**The problem**: Begin at the line containing "Give me the" and stop at the line containing "border-[#707070] rounded-[3px] shadow-[inset_0_0_0_1px_#fbfbfb]'"; copy those lines exactly, ends included, and nothing else.

**Exercise material**:
========

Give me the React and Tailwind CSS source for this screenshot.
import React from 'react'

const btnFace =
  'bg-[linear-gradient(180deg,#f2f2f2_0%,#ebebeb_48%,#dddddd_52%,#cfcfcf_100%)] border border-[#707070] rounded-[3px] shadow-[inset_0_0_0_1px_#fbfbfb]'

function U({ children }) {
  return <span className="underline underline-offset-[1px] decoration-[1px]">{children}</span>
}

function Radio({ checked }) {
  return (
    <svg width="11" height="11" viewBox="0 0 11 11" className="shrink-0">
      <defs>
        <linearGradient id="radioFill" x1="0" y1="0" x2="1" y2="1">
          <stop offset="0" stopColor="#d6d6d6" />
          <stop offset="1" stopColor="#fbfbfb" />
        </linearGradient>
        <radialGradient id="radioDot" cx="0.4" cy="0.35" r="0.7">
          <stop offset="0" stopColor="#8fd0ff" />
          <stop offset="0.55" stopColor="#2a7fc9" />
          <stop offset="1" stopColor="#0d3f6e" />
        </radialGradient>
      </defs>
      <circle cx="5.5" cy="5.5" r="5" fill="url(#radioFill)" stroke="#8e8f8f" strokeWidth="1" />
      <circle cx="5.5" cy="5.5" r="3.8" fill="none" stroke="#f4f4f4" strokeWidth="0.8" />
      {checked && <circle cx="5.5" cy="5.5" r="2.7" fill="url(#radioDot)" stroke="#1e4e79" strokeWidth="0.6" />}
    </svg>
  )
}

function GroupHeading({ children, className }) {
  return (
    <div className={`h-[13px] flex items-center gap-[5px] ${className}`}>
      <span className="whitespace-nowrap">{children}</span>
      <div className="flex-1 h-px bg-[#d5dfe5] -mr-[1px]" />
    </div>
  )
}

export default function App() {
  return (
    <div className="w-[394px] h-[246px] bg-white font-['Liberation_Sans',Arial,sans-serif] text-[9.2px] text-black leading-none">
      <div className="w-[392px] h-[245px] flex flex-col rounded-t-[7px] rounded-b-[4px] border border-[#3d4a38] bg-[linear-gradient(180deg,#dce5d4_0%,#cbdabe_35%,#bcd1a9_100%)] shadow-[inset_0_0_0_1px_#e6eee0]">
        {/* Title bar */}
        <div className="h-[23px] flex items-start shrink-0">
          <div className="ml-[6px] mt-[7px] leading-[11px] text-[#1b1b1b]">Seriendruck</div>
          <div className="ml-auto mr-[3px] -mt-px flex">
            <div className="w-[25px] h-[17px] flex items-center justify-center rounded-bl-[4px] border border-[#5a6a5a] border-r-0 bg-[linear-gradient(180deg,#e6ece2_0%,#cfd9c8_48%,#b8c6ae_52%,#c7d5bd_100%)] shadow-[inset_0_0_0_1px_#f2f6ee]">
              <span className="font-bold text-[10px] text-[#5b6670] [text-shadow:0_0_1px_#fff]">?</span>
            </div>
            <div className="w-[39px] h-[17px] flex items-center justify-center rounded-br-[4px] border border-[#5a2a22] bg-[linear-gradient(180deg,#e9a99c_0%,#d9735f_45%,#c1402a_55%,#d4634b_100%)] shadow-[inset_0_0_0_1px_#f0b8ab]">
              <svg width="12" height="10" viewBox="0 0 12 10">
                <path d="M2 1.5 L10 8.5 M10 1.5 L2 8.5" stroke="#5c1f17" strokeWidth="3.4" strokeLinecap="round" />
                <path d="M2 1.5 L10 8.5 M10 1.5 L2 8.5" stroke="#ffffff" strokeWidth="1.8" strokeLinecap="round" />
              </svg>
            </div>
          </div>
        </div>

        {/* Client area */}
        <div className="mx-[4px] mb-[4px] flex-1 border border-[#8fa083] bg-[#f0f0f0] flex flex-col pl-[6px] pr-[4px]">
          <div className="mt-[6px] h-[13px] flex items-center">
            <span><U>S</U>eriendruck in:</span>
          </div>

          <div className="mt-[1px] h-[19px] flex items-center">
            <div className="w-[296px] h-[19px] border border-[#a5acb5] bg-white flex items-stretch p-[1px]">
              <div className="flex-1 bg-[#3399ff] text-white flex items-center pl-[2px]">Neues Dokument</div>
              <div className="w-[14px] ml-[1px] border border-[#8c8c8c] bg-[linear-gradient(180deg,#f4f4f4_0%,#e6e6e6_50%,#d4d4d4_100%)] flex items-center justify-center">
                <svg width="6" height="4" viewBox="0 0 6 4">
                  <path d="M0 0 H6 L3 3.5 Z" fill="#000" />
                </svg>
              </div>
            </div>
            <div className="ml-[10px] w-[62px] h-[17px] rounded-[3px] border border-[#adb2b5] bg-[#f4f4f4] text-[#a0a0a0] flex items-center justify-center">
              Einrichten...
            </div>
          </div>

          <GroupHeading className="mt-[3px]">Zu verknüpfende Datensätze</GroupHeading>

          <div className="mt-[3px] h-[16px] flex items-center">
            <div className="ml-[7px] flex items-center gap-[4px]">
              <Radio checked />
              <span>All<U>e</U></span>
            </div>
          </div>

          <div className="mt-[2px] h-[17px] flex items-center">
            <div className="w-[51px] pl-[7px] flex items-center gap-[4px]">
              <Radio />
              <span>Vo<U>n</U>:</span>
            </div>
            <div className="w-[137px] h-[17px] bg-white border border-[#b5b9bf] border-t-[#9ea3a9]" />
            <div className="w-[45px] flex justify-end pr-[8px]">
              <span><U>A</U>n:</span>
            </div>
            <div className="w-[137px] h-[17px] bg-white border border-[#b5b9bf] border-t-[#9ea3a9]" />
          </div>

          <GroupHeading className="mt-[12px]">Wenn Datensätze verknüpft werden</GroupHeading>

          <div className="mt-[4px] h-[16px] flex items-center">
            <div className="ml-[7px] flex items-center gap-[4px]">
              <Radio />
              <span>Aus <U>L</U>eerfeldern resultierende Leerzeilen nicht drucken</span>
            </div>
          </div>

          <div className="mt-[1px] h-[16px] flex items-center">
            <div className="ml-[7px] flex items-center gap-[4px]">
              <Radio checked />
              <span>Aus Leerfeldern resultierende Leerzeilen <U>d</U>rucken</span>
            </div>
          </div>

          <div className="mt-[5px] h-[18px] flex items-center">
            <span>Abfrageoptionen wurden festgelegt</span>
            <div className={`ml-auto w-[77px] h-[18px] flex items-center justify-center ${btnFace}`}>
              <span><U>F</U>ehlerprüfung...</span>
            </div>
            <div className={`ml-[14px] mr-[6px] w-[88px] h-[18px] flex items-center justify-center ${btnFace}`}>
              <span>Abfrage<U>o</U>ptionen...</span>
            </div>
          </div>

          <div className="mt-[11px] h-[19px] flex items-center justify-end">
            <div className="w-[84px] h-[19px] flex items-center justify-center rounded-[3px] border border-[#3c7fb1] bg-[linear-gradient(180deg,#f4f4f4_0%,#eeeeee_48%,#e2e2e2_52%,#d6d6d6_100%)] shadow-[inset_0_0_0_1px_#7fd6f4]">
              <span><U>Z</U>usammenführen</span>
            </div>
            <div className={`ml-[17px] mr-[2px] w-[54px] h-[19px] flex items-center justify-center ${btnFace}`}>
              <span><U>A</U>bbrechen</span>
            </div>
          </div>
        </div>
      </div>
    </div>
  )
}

========

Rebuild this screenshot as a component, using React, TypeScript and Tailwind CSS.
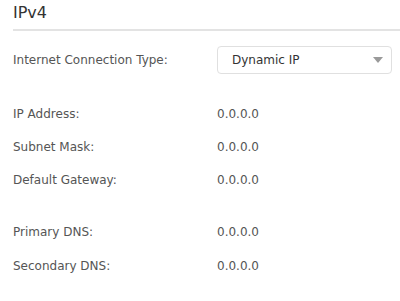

========

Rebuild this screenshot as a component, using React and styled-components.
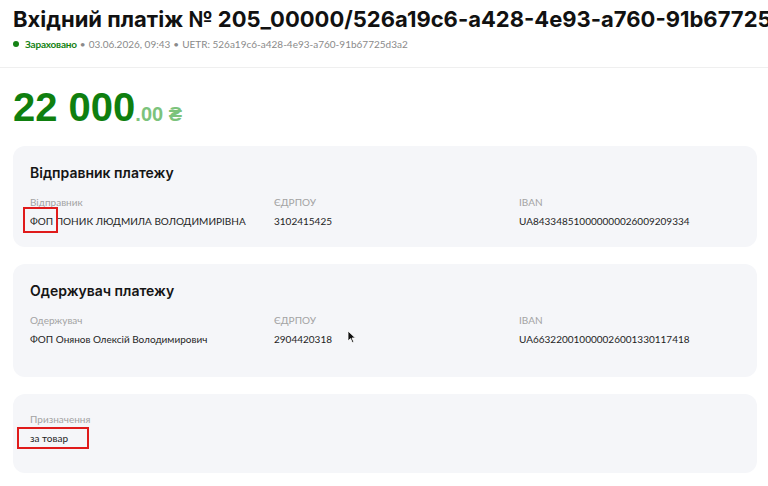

========

**Task response**:
Give me the React and Tailwind CSS source for this screenshot.
import React from 'react'

const btnFace =
  'bg-[linear-gradient(180deg,#f2f2f2_0%,#ebebeb_48%,#dddddd_52%,#cfcfcf_100%)] border border-[#707070] rounded-[3px] shadow-[inset_0_0_0_1px_#fbfbfb]'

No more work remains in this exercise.